* _Records for the exercise_:
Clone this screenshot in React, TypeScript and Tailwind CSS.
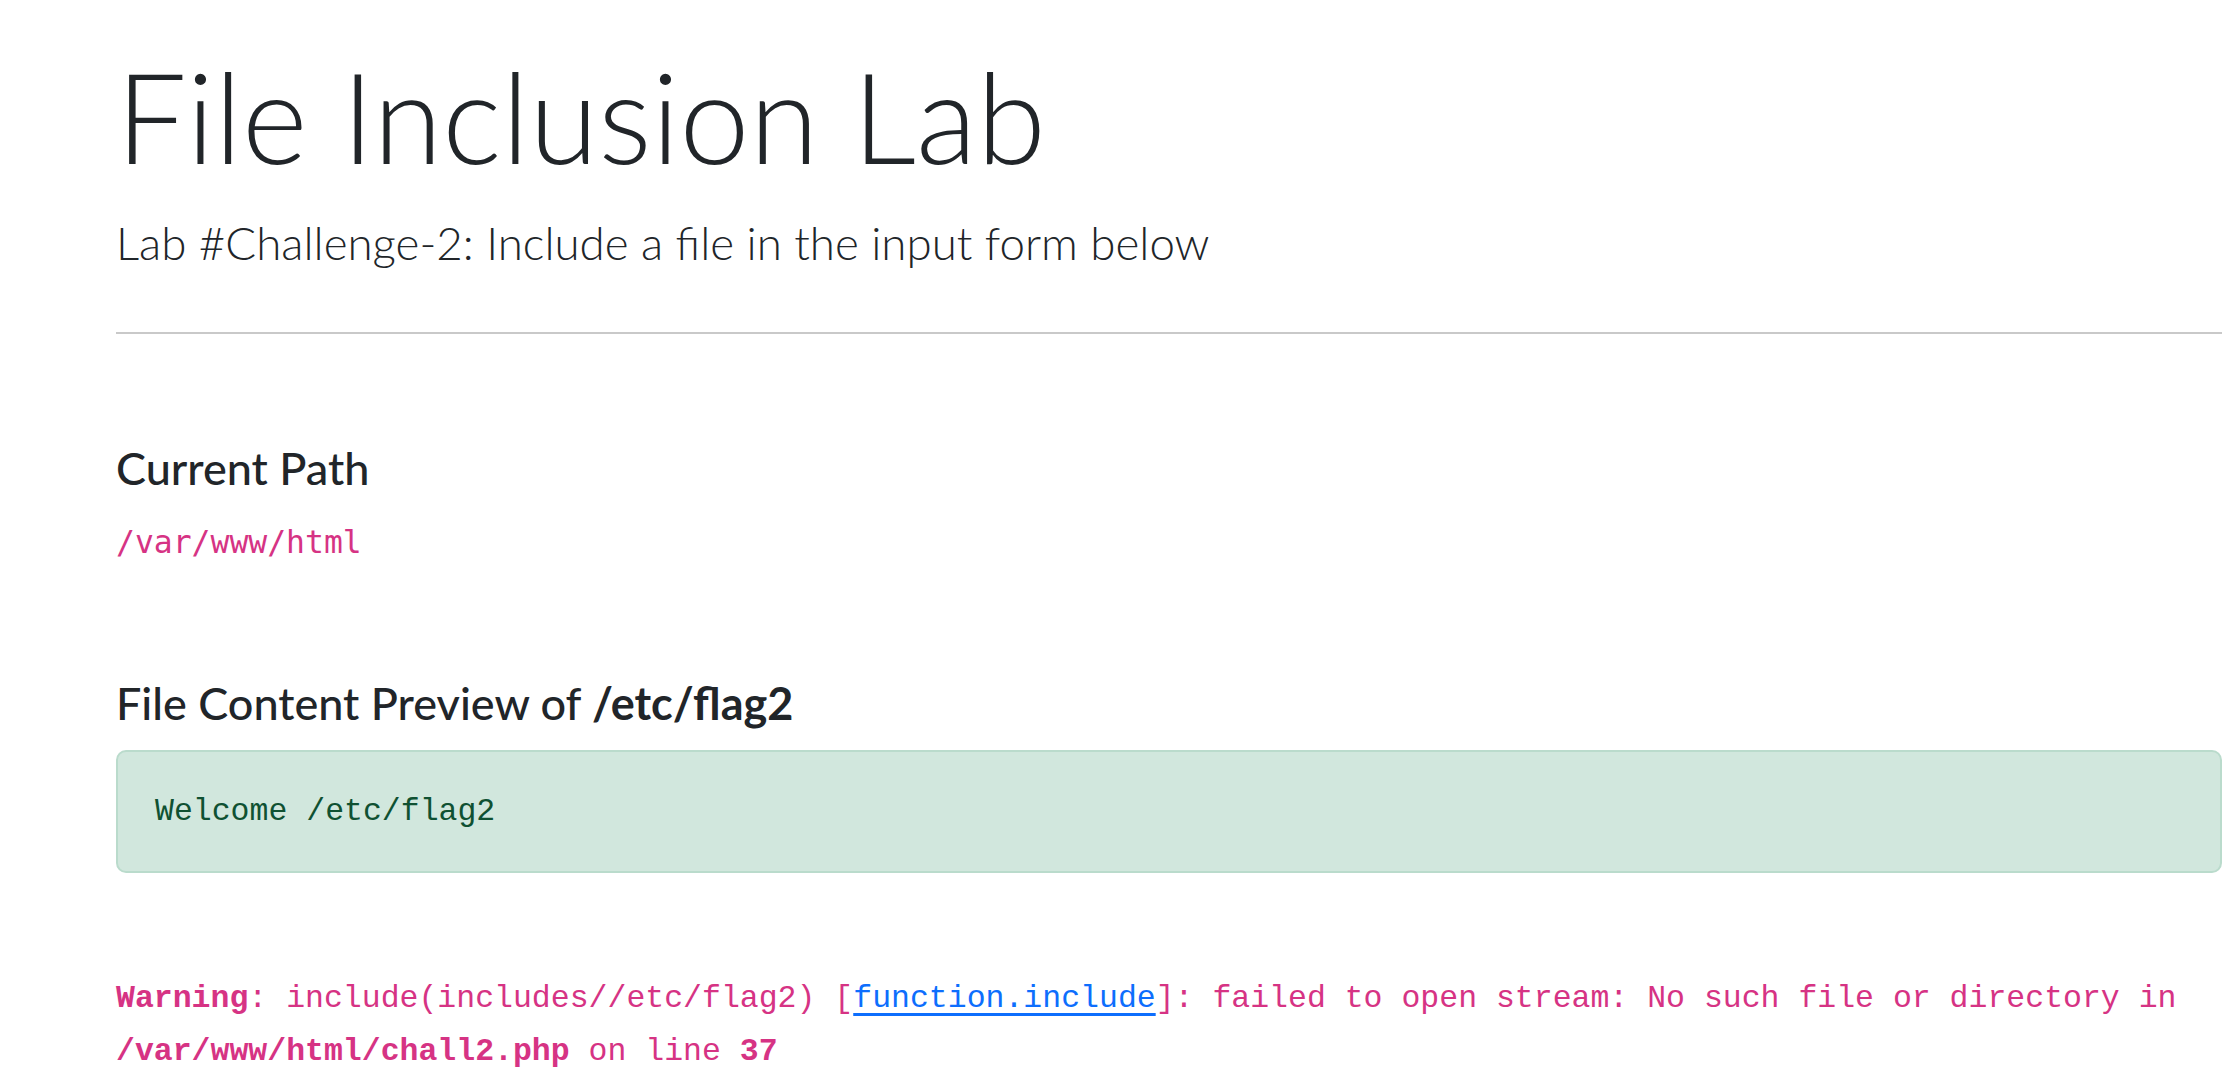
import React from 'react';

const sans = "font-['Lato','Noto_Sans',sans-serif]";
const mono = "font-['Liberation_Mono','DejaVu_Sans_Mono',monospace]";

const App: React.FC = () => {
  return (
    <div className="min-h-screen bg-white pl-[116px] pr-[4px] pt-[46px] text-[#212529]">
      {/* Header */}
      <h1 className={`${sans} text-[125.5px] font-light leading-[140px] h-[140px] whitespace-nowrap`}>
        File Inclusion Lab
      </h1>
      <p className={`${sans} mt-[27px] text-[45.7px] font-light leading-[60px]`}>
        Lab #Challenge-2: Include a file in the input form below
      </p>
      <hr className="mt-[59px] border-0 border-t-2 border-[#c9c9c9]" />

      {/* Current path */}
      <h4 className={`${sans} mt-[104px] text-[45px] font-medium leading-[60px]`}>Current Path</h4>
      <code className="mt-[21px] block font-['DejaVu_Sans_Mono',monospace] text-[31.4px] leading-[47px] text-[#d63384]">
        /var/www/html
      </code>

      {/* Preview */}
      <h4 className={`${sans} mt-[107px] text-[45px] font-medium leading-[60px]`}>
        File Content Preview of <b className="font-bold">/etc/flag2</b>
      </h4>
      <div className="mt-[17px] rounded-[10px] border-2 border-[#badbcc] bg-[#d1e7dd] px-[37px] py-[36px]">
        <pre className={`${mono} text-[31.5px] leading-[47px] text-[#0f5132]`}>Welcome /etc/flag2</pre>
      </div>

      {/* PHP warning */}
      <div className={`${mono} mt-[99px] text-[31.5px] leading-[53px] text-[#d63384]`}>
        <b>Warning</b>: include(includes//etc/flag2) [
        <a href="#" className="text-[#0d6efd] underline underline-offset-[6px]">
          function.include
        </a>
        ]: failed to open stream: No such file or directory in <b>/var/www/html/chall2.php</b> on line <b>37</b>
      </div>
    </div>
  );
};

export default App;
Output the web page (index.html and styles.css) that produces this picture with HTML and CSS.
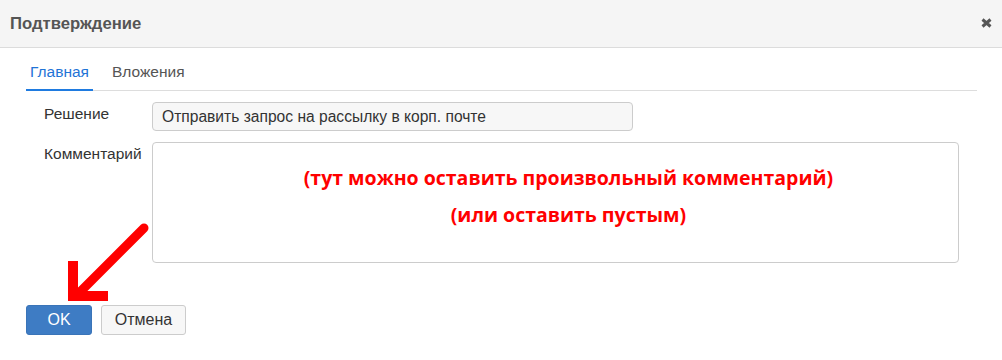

* _Stated task_:
The data above should be repeated exactly, minus any pictures.

* _Expected answer_:
Clone this screenshot in React, TypeScript and Tailwind CSS.
import React from 'react';

const sans = "font-['Lato','Noto_Sans',sans-serif]";
const mono = "font-['Liberation_Mono','DejaVu_Sans_Mono',monospace]";

const App: React.FC = () => {
  return (
    <div className="min-h-screen bg-white pl-[116px] pr-[4px] pt-[46px] text-[#212529]">
      {/* Header */}
      <h1 className={`${sans} text-[125.5px] font-light leading-[140px] h-[140px] whitespace-nowrap`}>
        File Inclusion Lab
      </h1>
      <p className={`${sans} mt-[27px] text-[45.7px] font-light leading-[60px]`}>
        Lab #Challenge-2: Include a file in the input form below
      </p>
      <hr className="mt-[59px] border-0 border-t-2 border-[#c9c9c9]" />

      {/* Current path */}
      <h4 className={`${sans} mt-[104px] text-[45px] font-medium leading-[60px]`}>Current Path</h4>
      <code className="mt-[21px] block font-['DejaVu_Sans_Mono',monospace] text-[31.4px] leading-[47px] text-[#d63384]">
        /var/www/html
      </code>

      {/* Preview */}
      <h4 className={`${sans} mt-[107px] text-[45px] font-medium leading-[60px]`}>
        File Content Preview of <b className="font-bold">/etc/flag2</b>
      </h4>
      <div className="mt-[17px] rounded-[10px] border-2 border-[#badbcc] bg-[#d1e7dd] px-[37px] py-[36px]">
        <pre className={`${mono} text-[31.5px] leading-[47px] text-[#0f5132]`}>Welcome /etc/flag2</pre>
      </div>

      {/* PHP warning */}
      <div className={`${mono} mt-[99px] text-[31.5px] leading-[53px] text-[#d63384]`}>
        <b>Warning</b>: include(includes//etc/flag2) [
        <a href="#" className="text-[#0d6efd] underline underline-offset-[6px]">
          function.include
        </a>
        ]: failed to open stream: No such file or directory in <b>/var/www/html/chall2.php</b> on line <b>37</b>
      </div>
    </div>
  );
};

export default App;
Output the web page (index.html and styles.css) that produces this picture with HTML and CSS.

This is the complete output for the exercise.